De hecho, los más grandes místicos de la historia de la espiritualidad cristiana siempre han vivido lo que se ha definido, a partir de San Juan de la Cruz, como la «noche oscura». Períodos, incluso largos, de tentaciones y aridez, ¡pero también de purificación y crecimiento! José estaba atormentado por un conflicto entre el corazón y la razón, entre el amor por su mujer y la justicia. 

Una angustia interior tan grave que atormenta incluso sus noches. A través de los sueños, José percibe el mensaje de Dios y comienza a ver su propia historia con los ojos de Dios mismo.
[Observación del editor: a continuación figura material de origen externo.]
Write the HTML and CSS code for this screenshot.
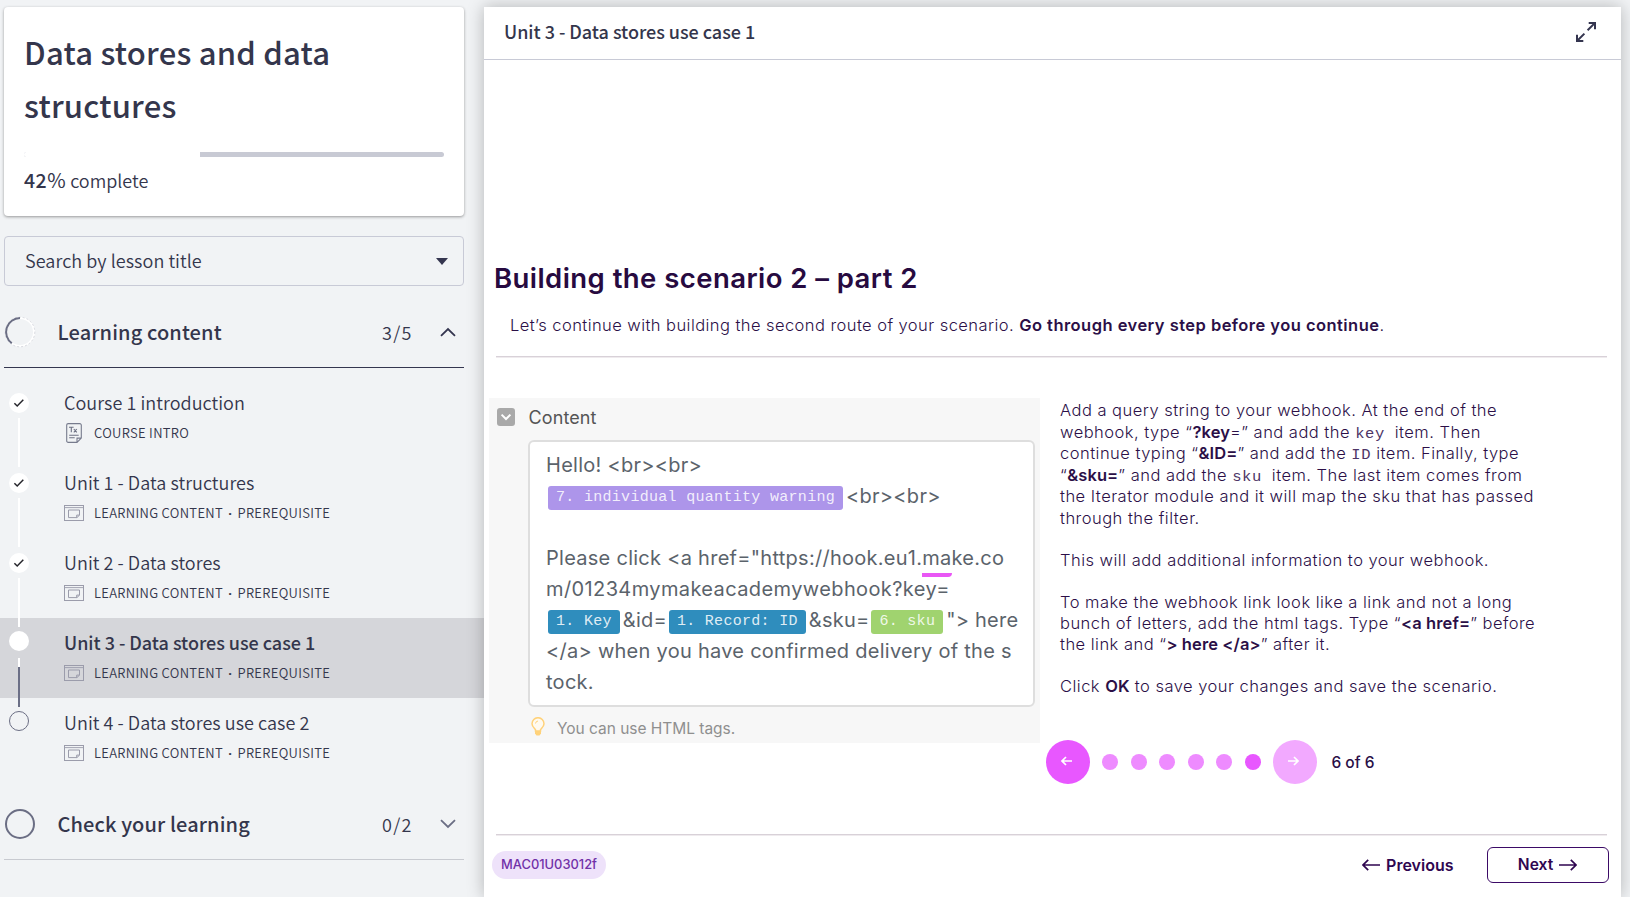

Comprende su llamado: ¡el de dar un nombre y una descendencia al Hijo de Dios, nacido de María, su prometida esposa! El riesgo de la libertad. José es el modelo del auténtico creyente. ¡Es el que más confía! Su confianza se basa en el misterioso pero real mensaje de Dios, recibido en sueños y en promesas. 

José da testimonio de que la vida debe ser afrontada como una peregrinación y no como un vagabundeo. Debe tener un objetivo preciso y un sentido que solo el Señor puede dar. 

Para José, la cima de la madurez se alcanza en su obediencia inmediata a Dios. Pone todo a un lado, en un segundo plano: sus pensamientos, sus razonamientos, sus derechos, solo Dios cuenta ahora y solo Él. La madurez de un hombre se mide, por tanto, por su capacidad de obedecer a Dios. No se trata de credulidad o simplificación, sino de una sólida capacidad para juzgar el credo como correspondiente a lo que el corazón desea. La razón, dejada a sí misma, escribía el Papa Benedicto XVI, conduce a la opinión, que puede tomar la forma de un rechazo a la verdad. La obediencia conduce, en cambio, a la Verdad. 

José nos educa para ser «justos», es decir, para confiar en Dios, para no juzgar según las apariencias, para no perseguir la manía de aparentar y sorprender a toda costa. En resumen, nos enseña a estar atentos a la Voz del Señor: en ella está nuestra verdadera libertad. ¡No hay hombre más libre que el que ha aprendido a obedecer!